The current and potential costs of invertebrate pests in grain crops

Image of the front cover of "The current and potential costs of invertebrate pests in grain crops" report. Title text in white above an image of a redlegged earthmite on a leaf. Entire page has a green background with the GRDC logo in white on an orange triangle in the lower right corner.

The purpose of this study was to estimate the value of current and potential losses from invertebrate pests for the six most important Australian grain crops. Invertebrate pest species were identified using Australian literature and advice from entomologists with experience in grain crops. Current and potential losses from invertebrates were estimated through a survey of entomologists and reported on a GRDC Region basis. Estimates were prepared for wheat, barley, oats, canola, lupins and grain sorghum.

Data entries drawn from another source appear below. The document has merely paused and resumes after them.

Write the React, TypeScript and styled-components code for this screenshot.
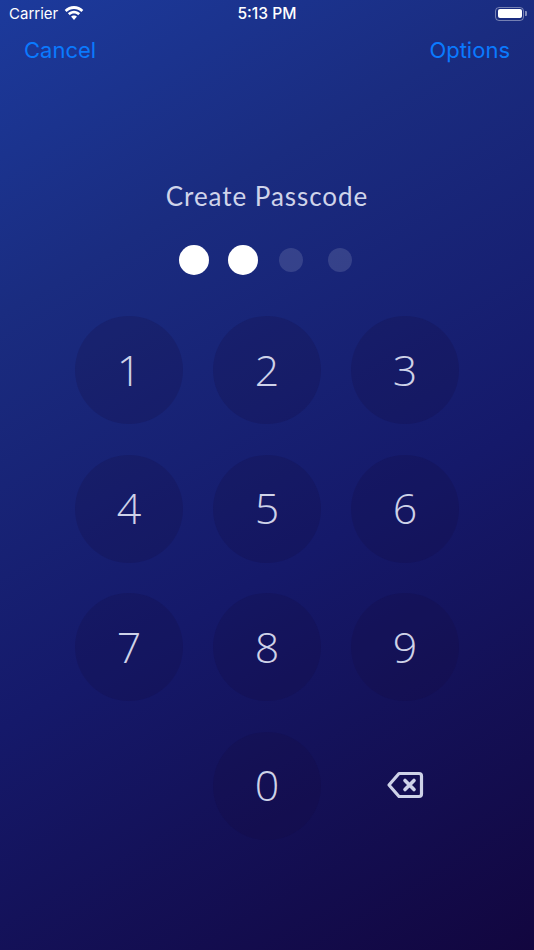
import styled, { createGlobalStyle } from "styled-components";

const GlobalStyle = createGlobalStyle`
  html, body {
    margin: 0;
    padding: 0;
    background: #12063f;
  }
`;

const KEYS = ["1", "2", "3", "4", "5", "6", "7", "8", "9"];
const DOTS = [true, true, false, false];

const Screen = styled.div`
  width: 534px;
  height: 950px;
  overflow: hidden;
  display: flex;
  flex-direction: column;
  align-items: center;
  background: linear-gradient(150deg, #1c3a9c 0%, #1a2c80 25%, #15196a 58%, #12063f 100%);
`;

const StatusBar = styled.div`
  width: 100%;
  box-sizing: border-box;
  height: 27px;
  padding: 0 7px 0 9px;
  display: grid;
  grid-template-columns: 1fr auto 1fr;
  align-items: center;
  color: #fff;
  font-family: "Inter", "Liberation Sans", sans-serif;
  font-size: 15px;
`;

const Carrier = styled.div`
  display: flex;
  align-items: center;
  gap: 6px;
`;

const Clock = styled.span`
  margin-left: -2px;
  font-size: 15.6px;
  font-weight: 500;
`;

const Battery = styled.div`
  justify-self: end;
  display: flex;
  align-items: center;
  gap: 1px;
`;

const BatteryBody = styled.div`
  width: 29px;
  height: 14px;
  box-sizing: border-box;
  border: 1px solid rgba(255, 255, 255, 0.4);
  border-radius: 4px;
  padding: 1.5px;
  display: flex;

  &::after {
    content: "";
    flex: 1;
    background: #fff;
    border-radius: 2px;
  }
`;

const BatteryCap = styled.div`
  width: 2px;
  height: 5px;
  background: rgba(255, 255, 255, 0.45);
  border-radius: 0 1px 1px 0;
`;

const NavBar = styled.div`
  width: 100%;
  box-sizing: border-box;
  padding: 6px 24px 0;
  display: flex;
  justify-content: space-between;
`;

const NavButton = styled.span`
  color: #0a7aff;
  font-family: "Inter", "Liberation Sans", sans-serif;
  font-size: 22px;
  line-height: 34px;
`;

const Title = styled.h1`
  margin: 114px 0 0;
  color: #cfd4ea;
  font-family: "Lato", "Open Sans", sans-serif;
  font-size: 26px;
  font-weight: 400;
  letter-spacing: 0.95px;
  line-height: 30px;
`;

const Dots = styled.div`
  margin-top: 34px;
  height: 30px;
  display: flex;
  align-items: center;
`;

const DotSlot = styled.div`
  width: 48.67px;
  display: flex;
  justify-content: center;
`;

const Dot = styled.div<{ $filled: boolean }>`
  width: ${(p) => (p.$filled ? "30px" : "24px")};
  height: ${(p) => (p.$filled ? "30px" : "24px")};
  border-radius: 50%;
  background: ${(p) => (p.$filled ? "#fff" : "rgba(255, 255, 255, 0.13)")};
`;

const Keypad = styled.div`
  margin-top: 41px;
  display: grid;
  grid-template-columns: repeat(3, 108px);
  grid-auto-rows: 108px;
  column-gap: 30px;
  row-gap: 30.5px;
`;

const Key = styled.div`
  width: 108px;
  height: 108px;
  box-sizing: border-box;
  padding-bottom: 2px;
  border-radius: 50%;
  display: flex;
  align-items: center;
  justify-content: center;
  background: rgba(18, 12, 60, 0.2);
  color: #ced2e8;
  font-family: "Open Sans", sans-serif;
  font-size: 43px;
  font-weight: 300;
`;

const EmptyKey = styled.div``;

const DeleteKey = styled.div`
  display: flex;
  align-items: center;
  justify-content: center;
`;

const App = () => {
  return (
    <Screen>
      <GlobalStyle />
      <StatusBar>
        <Carrier>
          <span>Carrier</span>
          <svg width="20" height="15" viewBox="0 0 20 15" fill="#fff">
            <path d="M10 3.100c2.800 0 5.400 1.100 7.400 3l1.900-2C16.800 1.500 13.500 0 10 0S3.200 1.500.7 4.100l1.900 2c2-1.900 4.600-3 7.400-3z" />
            <path d="M10 7.600c1.600 0 3.100.6 4.200 1.700l1.900-2C14.500 5.700 12.300 4.800 10 4.800s-4.500.9-6.100 2.500l1.900 2C6.900 8.200 8.400 7.600 10 7.600z" />
            <path d="M10 9.400c-1.200 0-2.300.5-3 1.200l3 3.400 3-3.400c-.7-.7-1.800-1.200-3-1.200z" />
          </svg>
        </Carrier>
        <Clock>5:13 PM</Clock>
        <Battery>
          <BatteryBody />
          <BatteryCap />
        </Battery>
      </StatusBar>
      <NavBar>
        <NavButton>Cancel</NavButton>
        <NavButton>Options</NavButton>
      </NavBar>
      <Title>Create Passcode</Title>
      <Dots>
        {DOTS.map((filled, i) => (
          <DotSlot key={i}>
            <Dot $filled={filled} />
          </DotSlot>
        ))}
      </Dots>
      <Keypad>
        {KEYS.map((k) => (
          <Key key={k}>{k}</Key>
        ))}
        <EmptyKey />
        <Key>0</Key>
        <DeleteKey>
          <svg width="38" height="30" viewBox="0 0 38 30" fill="none" stroke="#ced2e8" strokeWidth="3.2" strokeLinejoin="round" strokeLinecap="round">
            <path d="M13 2.500h20a2.500 2.500 0 0 1 2.500 2.500v18a2.500 2.500 0 0 1-2.500 2.500H13L3 14z" />
            <path d="M19 9.500l9 9M28 9.500l-9 9" strokeWidth="3.600" />
          </svg>
        </DeleteKey>
      </Keypad>
    </Screen>
  );
};

export default App;
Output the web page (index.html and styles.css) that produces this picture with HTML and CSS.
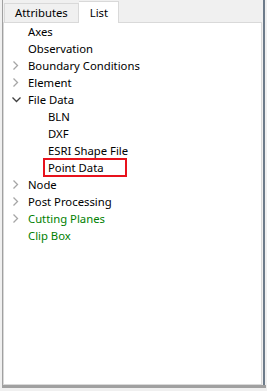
FILE: index.html
```html
<!DOCTYPE html>
<html lang="en">
<head>
  <meta charset="UTF-8">
  <title>List</title>
  <link rel="stylesheet" href="styles.css">
</head>
<body>
<div class="frame">
  <div class="tabs">
    <div class="tab">Attributes</div>
    <div class="tab active">List</div>
  </div>
  <div class="panel">
    <ul class="tree">
      <li class="row"><span class="arrow"></span>Axes</li>
      <li class="row"><span class="arrow"></span>Observation</li>
      <li class="row"><span class="arrow"><svg width="7" height="9" viewBox="0 0 7 9"><path d="M1.5 0.5 L5.5 4.5 L1.5 8.5" fill="none" stroke="#a6a6a6" stroke-width="1.3"/></svg></span>Boundary Conditions</li>
      <li class="row"><span class="arrow"><svg width="7" height="9" viewBox="0 0 7 9"><path d="M1.5 0.5 L5.5 4.5 L1.5 8.5" fill="none" stroke="#a6a6a6" stroke-width="1.3"/></svg></span>Element</li>
      <li class="row"><span class="arrow"><svg width="9" height="7" viewBox="0 0 9 7"><path d="M0.5 1.5 L4.5 5.5 L8.5 1.5" fill="none" stroke="#404040" stroke-width="1.3"/></svg></span>File Data</li>
      <li class="row sub">BLN</li>
      <li class="row sub">DXF</li>
      <li class="row sub">ESRI Shape File</li>
      <li class="row sub"><span class="picked">Point Data</span></li>
      <li class="row"><span class="arrow"><svg width="7" height="9" viewBox="0 0 7 9"><path d="M1.5 0.5 L5.5 4.5 L1.5 8.5" fill="none" stroke="#a6a6a6" stroke-width="1.3"/></svg></span>Node</li>
      <li class="row"><span class="arrow"><svg width="7" height="9" viewBox="0 0 7 9"><path d="M1.5 0.5 L5.5 4.5 L1.5 8.5" fill="none" stroke="#a6a6a6" stroke-width="1.3"/></svg></span>Post Processing</li>
      <li class="row green"><span class="arrow"><svg width="7" height="9" viewBox="0 0 7 9"><path d="M1.5 0.5 L5.5 4.5 L1.5 8.5" fill="none" stroke="#a6a6a6" stroke-width="1.3"/></svg></span>Cutting Planes</li>
      <li class="row green"><span class="arrow"></span>Clip Box</li>
    </ul>
  </div>
</div>
<div class="bottom-bar"></div>
</body>
</html>
```

FILE: styles.css
```css
html, body {
  margin: 0;
  padding: 0;
  background: #f0f0f0;
  font-family: 'Noto Sans', sans-serif;
  font-size: 11.3px;
  color: #000;
  overflow: hidden;
}
.frame {
  margin-left: 2px;
  width: 263px;
  height: 385px;
  border-left: 1px solid #a0a0a0;
  border-right: 2px solid #6d7b8a;
  box-sizing: border-box;
  display: flex;
  flex-direction: column;
  padding: 0 1px 0 0;
}
.tabs {
  display: flex;
  align-items: flex-end;
  height: 22px;
  padding-left: 1px;
}
.tab {
  height: 18px;
  line-height: 18px;
  padding: 0 10px 0 10px;
  border: 1px solid #d9d9d9;
  border-bottom: none;
  background: #f0f0f0;
}
.tab.active {
  height: 21px;
  line-height: 22px;
  padding: 0 10px 0 11px;
  background: #fff;
  border-left: none;
  margin-bottom: -1px;
  position: relative;
  z-index: 1;
}
.panel {
  flex: 1;
  background: #fff;
  border: 1px solid #d9d9d9;
}
.tree {
  list-style: none;
  margin: 0;
  padding: 0;
}
.row {
  height: 17px;
  line-height: 17px;
  display: flex;
  align-items: center;
  padding-left: 6px;
  white-space: nowrap;
}
.arrow {
  width: 18px;
  display: flex;
  align-items: center;
  padding-left: 2px;
  box-sizing: border-box;
}
.row.sub {
  padding-left: 44px;
}
.green {
  color: #008000;
}
.picked {
  border: 2px solid #e8121c;
  padding: 0 21px 0 3px;
  margin-left: -5px;
  height: 15px;
  line-height: 15px;
}
.bottom-bar {
  margin: 0 1px 0 2px;
  height: 3px;
  background: #a0a0a0;
}
```
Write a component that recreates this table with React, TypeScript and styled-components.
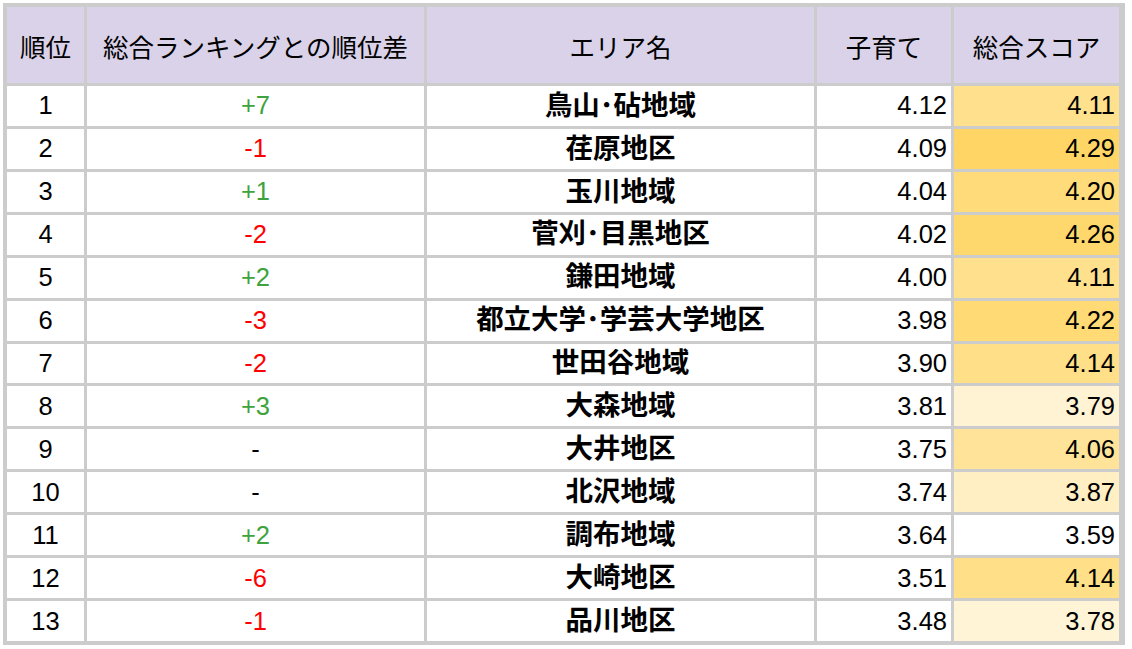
import React from 'react';
import styled, { createGlobalStyle } from 'styled-components';

type Row = {
  rank: number;
  diff: string;
  area: string;
  kosodate: string;
  total: string;
};

const rows: Row[] = [
  { rank: 1, diff: '+7', area: '鳥山･砧地域', kosodate: '4.12', total: '4.11' },
  { rank: 2, diff: '-1', area: '荏原地区', kosodate: '4.09', total: '4.29' },
  { rank: 3, diff: '+1', area: '玉川地域', kosodate: '4.04', total: '4.20' },
  { rank: 4, diff: '-2', area: '菅刈･目黒地区', kosodate: '4.02', total: '4.26' },
  { rank: 5, diff: '+2', area: '鎌田地域', kosodate: '4.00', total: '4.11' },
  { rank: 6, diff: '-3', area: '都立大学･学芸大学地区', kosodate: '3.98', total: '4.22' },
  { rank: 7, diff: '-2', area: '世田谷地域', kosodate: '3.90', total: '4.14' },
  { rank: 8, diff: '+3', area: '大森地域', kosodate: '3.81', total: '3.79' },
  { rank: 9, diff: '-', area: '大井地区', kosodate: '3.75', total: '4.06' },
  { rank: 10, diff: '-', area: '北沢地域', kosodate: '3.74', total: '3.87' },
  { rank: 11, diff: '+2', area: '調布地域', kosodate: '3.64', total: '3.59' },
  { rank: 12, diff: '-6', area: '大崎地区', kosodate: '3.51', total: '4.14' },
  { rank: 13, diff: '-1', area: '品川地区', kosodate: '3.48', total: '3.78' },
];

// white -> #ffd666 scale, like the sheet's conditional formatting
const scoreColor = (value: string) => {
  const nums = rows.map((r) => parseFloat(r.total));
  const min = Math.min(...nums);
  const max = Math.max(...nums);
  const t = (parseFloat(value) - min) / (max - min);
  const g = Math.round(255 - (255 - 214) * t);
  const b = Math.round(255 - (255 - 102) * t);
  return `rgb(255, ${g}, ${b})`;
};

const diffTone = (diff: string) => {
  if (diff.startsWith('+')) return 'up';
  if (diff.length > 1) return 'down';
  return 'none';
};

const GlobalStyle = createGlobalStyle`
  body {
    margin: 0;
    background: #ffffff;
    font-family: "Liberation Sans", "Noto Sans CJK JP", sans-serif;
  }
`;

export default function App() {
  return (
    <Page>
      <GlobalStyle />
      <Table>
        <HeadCell>順位</HeadCell>
        <HeadCell>総合ランキングとの順位差</HeadCell>
        <HeadCell>エリア名</HeadCell>
        <HeadCell>子育て</HeadCell>
        <HeadCell>総合スコア</HeadCell>

        {rows.map((r) => (
          <RowGroup key={r.rank}>
            <Cell $align="center">{r.rank}</Cell>
            <Cell $align="center">
              <Diff $tone={diffTone(r.diff)}>{r.diff}</Diff>
            </Cell>
            <AreaCell>{r.area}</AreaCell>
            <Cell $align="right">{r.kosodate}</Cell>
            <Cell $align="right" $bg={scoreColor(r.total)}>
              {r.total}
            </Cell>
          </RowGroup>
        ))}
      </Table>
    </Page>
  );
}

const Page = styled.div`
  padding: 3px;
`;

const Table = styled.div`
  display: grid;
  grid-template-columns: 77px 337px 387px 134px 165px;
  grid-template-rows: 76px repeat(13, 1fr);
  gap: 3px;
  width: max-content;
  height: 642px;
  box-sizing: border-box;
  padding: 4px 6px 4px 4px;
  background-color: #cccccc;
`;

const RowGroup = styled.div`
  display: contents;
`;

const HeadCell = styled.div`
  display: flex;
  align-items: center;
  justify-content: center;
  background-color: #d9d2e9;
  color: #000000;
  font-size: 25.5px;
  white-space: nowrap;
`;

const Cell = styled.div<{ $align: 'center' | 'right'; $bg?: string }>`
  display: flex;
  align-items: center;
  justify-content: ${(p) => (p.$align === 'right' ? 'flex-end' : 'center')};
  padding-right: ${(p) => (p.$align === 'right' ? '4px' : '0')};
  background-color: ${(p) => p.$bg || '#ffffff'};
  color: #000000;
  font-size: 25.5px;
  white-space: nowrap;
`;

const AreaCell = styled.div`
  display: flex;
  align-items: center;
  justify-content: center;
  padding-bottom: 1px;
  background-color: #ffffff;
  color: #000000;
  font-size: 27.5px;
  line-height: 1;
  font-weight: bold;
  white-space: nowrap;
`;

const Diff = styled.span<{ $tone: 'up' | 'down' | 'none' }>`
  color: ${(p) =>
    p.$tone === 'up' ? '#3ea33c' : p.$tone === 'down' ? '#ff0000' : '#000000'};
`;
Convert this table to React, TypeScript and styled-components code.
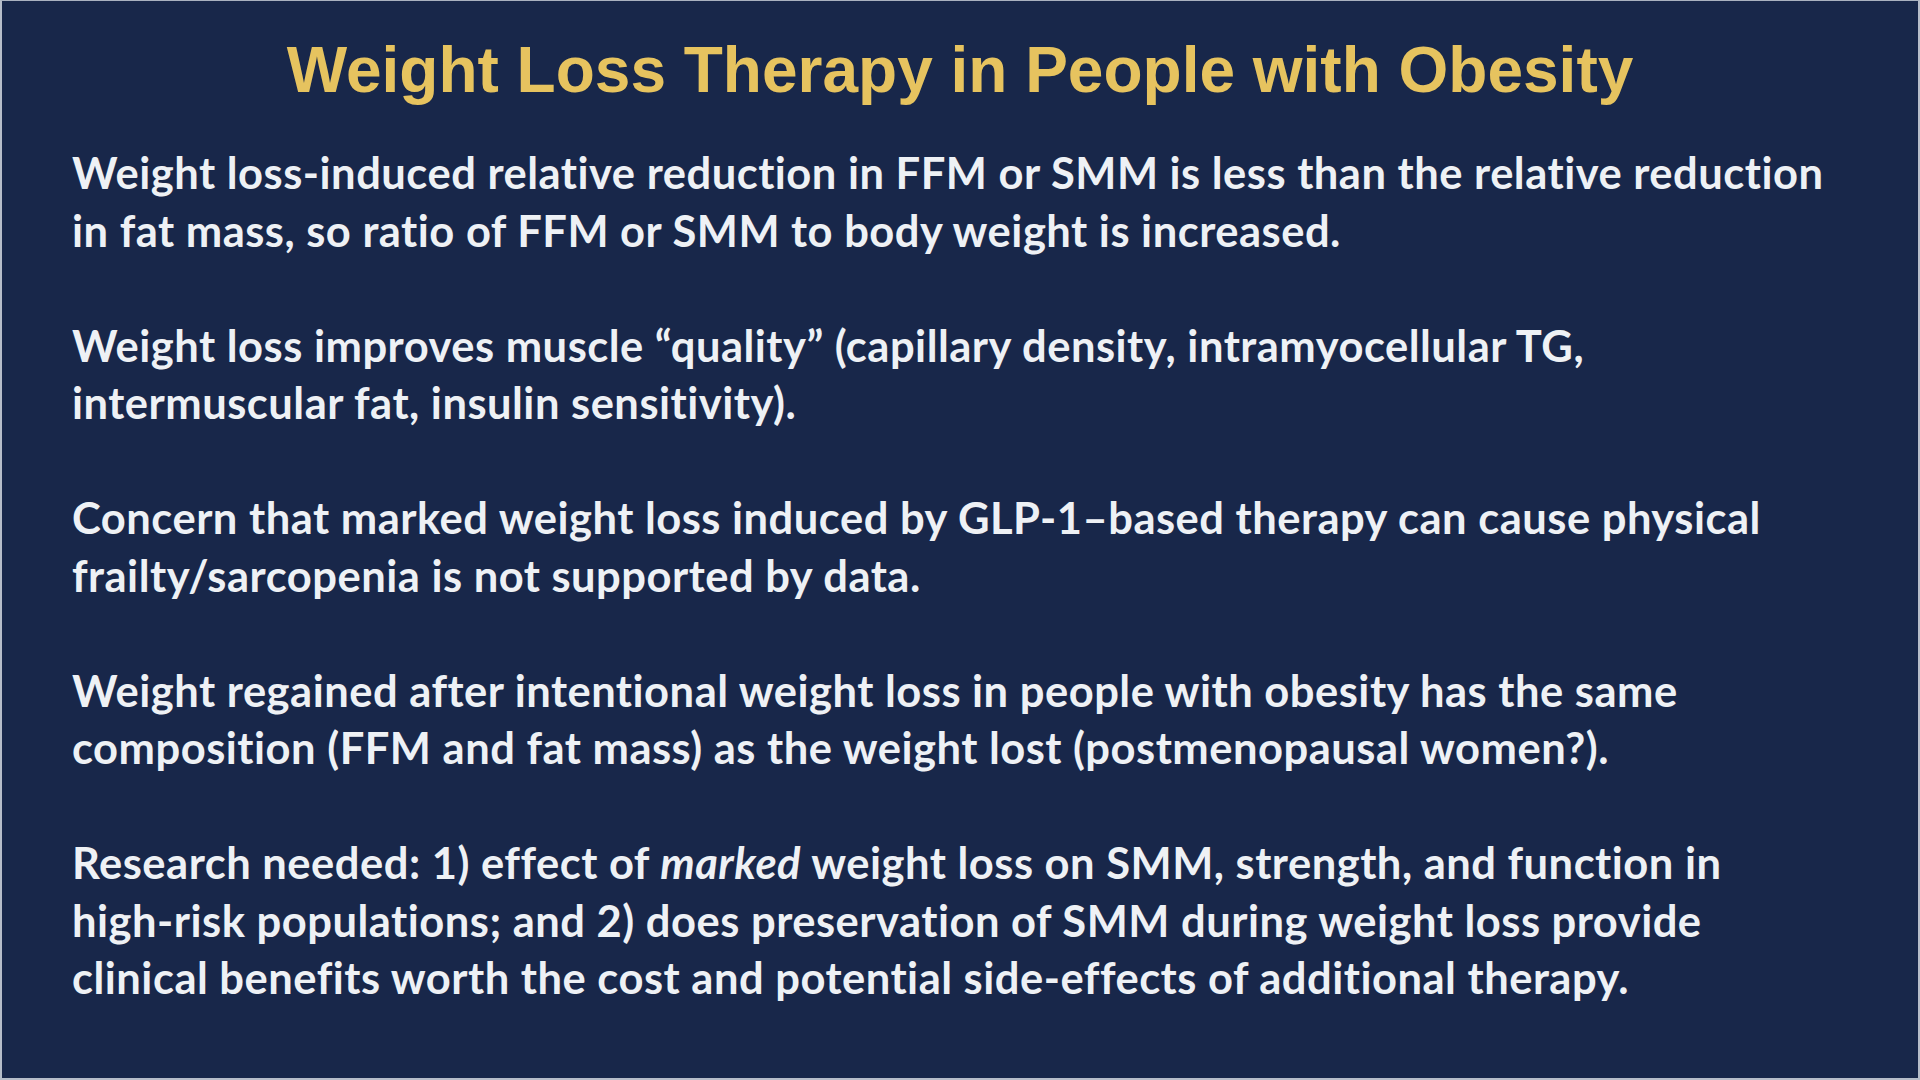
import type { ReactNode } from 'react';
import styled, { createGlobalStyle } from 'styled-components';

const GlobalStyle = createGlobalStyle`
  html, body {
    margin: 0;
    padding: 0;
    background: #c9ced8;
  }
`;

const Slide = styled.main`
  width: 1920px;
  height: 1080px;
  box-sizing: border-box;
  background: #18274a;
  border-top: 1px solid #aab2c0;
  border-left: 2px solid #b6bdc9;
  border-right: 2px solid #b6bdc9;
  border-bottom: 2px solid #b6bdc9;
  padding: 32px 0 0 70px;
  display: flex;
  flex-direction: column;
  overflow: hidden;
`;

const Title = styled.h1`
  margin: 0 0 37px -70px;
  font-family: 'Liberation Sans', Arial, sans-serif;
  font-weight: 700;
  font-size: 64px;
  line-height: 74px;
  color: #e6c35f;
  text-align: center;
`;

const Body = styled.section`
  display: flex;
  flex-direction: column;
  gap: 57.5px;
  font-family: Lato, 'Open Sans', sans-serif;
  font-weight: 700;
  font-size: 43.5px;
  letter-spacing: 0.5px;
  line-height: 57.5px;
  font-variant-ligatures: none;
  color: #eef1f5;
`;

const Paragraph = styled.p`
  margin: 0;
  white-space: nowrap;
`;

const Line = styled.span`
  display: block;
`;

const Em = styled.em`
  font-style: italic;
  font-weight: 700;
`;

const paragraphs: ReactNode[][] = [
  [
    'Weight loss-induced relative reduction in FFM or SMM is less than the relative reduction',
    'in fat mass, so ratio of FFM or SMM to body weight is increased.',
  ],
  [
    'Weight loss improves muscle \u201cquality\u201d (capillary density, intramyocellular TG,',
    'intermuscular fat, insulin sensitivity).',
  ],
  [
    'Concern that marked weight loss induced by GLP-1\u2013based therapy can cause physical',
    'frailty/sarcopenia is not supported by data.',
  ],
  [
    'Weight regained after intentional weight loss in people with obesity has the same',
    'composition (FFM and fat mass) as the weight lost (postmenopausal women?).',
  ],
  [
    <>
      Research needed: 1) effect of <Em>marked</Em> weight loss on SMM, strength, and function in
    </>,
    'high-risk populations; and 2) does preservation of SMM during weight loss provide',
    'clinical benefits worth the cost and potential side-effects of additional therapy.',
  ],
];

const App = () => {
  return (
    <>
      <GlobalStyle />
      <Slide>
        <Title>Weight Loss Therapy in People with Obesity</Title>
        <Body>
          {paragraphs.map((lines, i) => (
            <Paragraph key={i}>
              {lines.map((line, j) => (
                <Line key={j}>{line}</Line>
              ))}
            </Paragraph>
          ))}
        </Body>
      </Slide>
    </>
  );
};

export default App;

Based on current loss the three most important invertebrate pests of wheat are redlegged earth mite, blue oat mite and locusts. These three species are also the most important invertebrate pests of barley and oats.

The three most important invertebrate pest species of canola are diamondback moth, redlegged earth mite and canola aphids (various species) while for lupins they are aphids (various species), budworms and bryobia / balaustium (various species) mite. The most important invertebrate pests of grain sorghum are budworm (corn earworm), sorghum midge and false wireworms (various species).

Aggregated across the six major Australian grain crops, the estimated present annual loss due to invertebrate pests totalled $359.8 million. The relative importance of invertebrate pests varied between regions. Nationally, the five most important invertebrate pests, based on estimated present losses aggregated across the six crops, were redlegged earth mite ($44.7 million), budworms ($36.3 million), blue oat mite ($35.5 million), lucerne flea ($28.4 million) and locusts ($28.4 million). Present cultural and pesticide controls of invertebrate pests effectively reduced losses by $1,366.1 million, but pest management remained very dependent on pesticides. Nationally, pesticide treatment costs aggregated across all six crops totalled $159.1 million.

Results from this study will inform future GRDC investment decisions related to invertebrate pests.